On Wednesday, the impact of the reporting regime on Americans living outside the United States will be front and centre when a House of Representatives subcommittee holds hearings on the issue in Washington.
In the wake of FATCA's adoption, Canada negotiated an intergovernmental agreement with the U.S.
Under the agreement, instead of reporting directly to the IRS, Canadian financial institutions would send banking record information of clients they believed qualified as U.S. persons for tax purposes to the CRA, which in turn would transfer it to the IRS.
While controversial, the government says it increases confidentiality and avoids the prospect of a U.S. law being directly enforced in Canada. Under FATCA, Canadian financial institutions face the prospect of a 30 percent U.S. withholding tax if they fail to comply.
The first transfer, of 154,667 records for the 2014 tax year, took place in September 2015 in the midst of a federal election and despite a challenge of the constitutionality of the agreement in Canada's Federal Court. A second transfer of 315,160 records took place the following year for a total of 469,827.
However, according to information obtained by CBC News under the American Freedom of Information Act, the IRS received 501,401 records "from financial institutions registered out of Canada" over the past two years. It said 171,678 records were received for the 2014 tax year and 329,723 for 2015.
Bruce Friedland, spokesman for the IRS, says some Canadian bank account holders required to file FATCA reports to the IRS don't fall under the intergovernmental agreement worked out with Canada.

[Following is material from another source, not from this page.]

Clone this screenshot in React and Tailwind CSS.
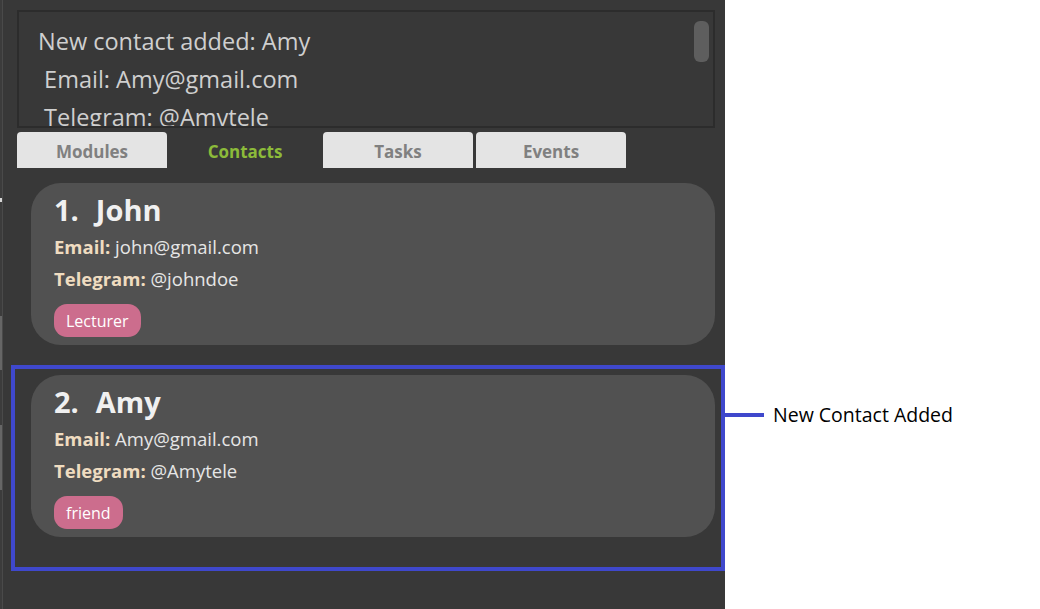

"The laws governing FATCA reporting contemplate that filers not covered by an Intergovernmental Agreement (IGA) will file directly with the IRS," he wrote in an e-mailed response. "For example, direct reporting non-financial foreign entities (NFFEs) would file reports directly with the IRS even where there is an IGA (in) effect in their jurisdiction."
Friedland has not yet clarified whether the reports are being sent to the IRS by organizations that qualify as non-financial foreign entities or whether they are being sent, as the wording of the document released under Freedom of Information suggests, by their financial institutions.
The IRS website lists 9,654 "financial institutions" based in Canada and registered with the IRS – from big banks to credit unions, companies and investment funds.
New Democratic Party Revenue Critic Pierre-Luc Dusseault said the new numbers are "surprising" and raise questions about whether the intergovernmental agreement between Canada and the U.S. is being respected.
"At some point we need to look at the fact that the agreement maybe is not being respected. Maybe financial institutions are transferring their files directly to the IRS which would be against the intergovernmental agreement with the U.S. government."
Stephen Kish, a member of the group fighting in Canada's Federal Court to have the banking record sharing deal struck down, said one of the key concerns of those affected by FATCA is the confidentiality of their banking information.
"The Canadians that I talk to, they are very concerned about the security of the data that travels between the CRA and the IRS," Kish explained. "They are very worried because they know computers can be hacked, information can be stolen."